Saturday, September 12, 2015

Delightful Dijon

We arrived in Dijon after driving in from Vezelay. The lady who owned the apartment was busy, so she sent a friend to meet us with the key. Canadian. I started to speak French assuming she was Francophone, but she was English from Ottawa and suggested maybe we should speak our first tongues. :-) Turns out she was a Carleton grad. So there we were - three Carleton alumni standing on the street in DIjon in front of a massive door that led through two courtyard to the stairs (ugh!) to our 2nd storey apartment tucked into the rafters of an old building. The apartment was called Le Eiffel (Eiffel was born in DIjon), and was full of reminders of the tower: the furniture was all metal, including metal lockers for clothes cupboard, metal everything - desk, coffee table, eating bar in the kitchen, lamps - posters of the tower everywhere, even an ironing board cover with the Eiffel tower on it.



We set out down the street to shop for some things for breakfast nearby and ate a wonderful three course prix fixe dinner for the amazing price of 18 euro. 

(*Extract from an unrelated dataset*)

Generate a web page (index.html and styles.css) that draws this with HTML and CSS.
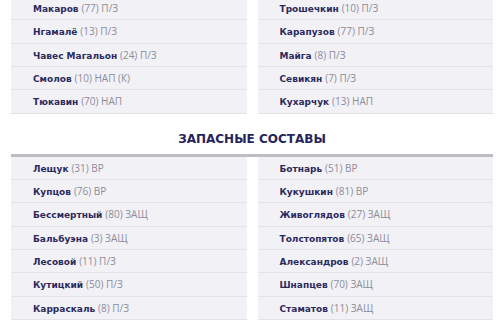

The next morning we toured as mentioned in the previous post and then wandered through town for dinner in the gorgeous Place de la Liberation in an outdoor cafe facing the Palace des Ducs.



Here's our cafe:


sitting on the beautiful semi-circular Place.



As  luck would have it, there were a bunch of students there undergoing initiation, crawling through the fountains which spurted from the square. That was fun to watch and made us realize how much these things are the same throughout the world.


THe next morning, we set out walking to view the beautiful old area of DIjon, with its stretches of half-timbered houses.


We nipped into the courtyard of one beautiful old home and saw this doorway existing the courtyard:


We walked down a beautiful pedestrian street lined with nice shops to the station, to get my SIM card topped up at teh Relay store at the station. Once again, the RElay staff knew nothing about this service, despite the people at the airport store saying it could be topped up at any Relay in France. So I dropped in to Orange, the service I was on (though resold through China Telecom if you can believe!!). But alas, their customer service training had been outsourced to Bell Canada or Rogers, so that was futile. I decidedd to break down and buy a whole new SIM card at a Tabac. Well, I bought oe but it did not activate after a half hour, so finally I got a refund after waiting a half hour. Very frustrating.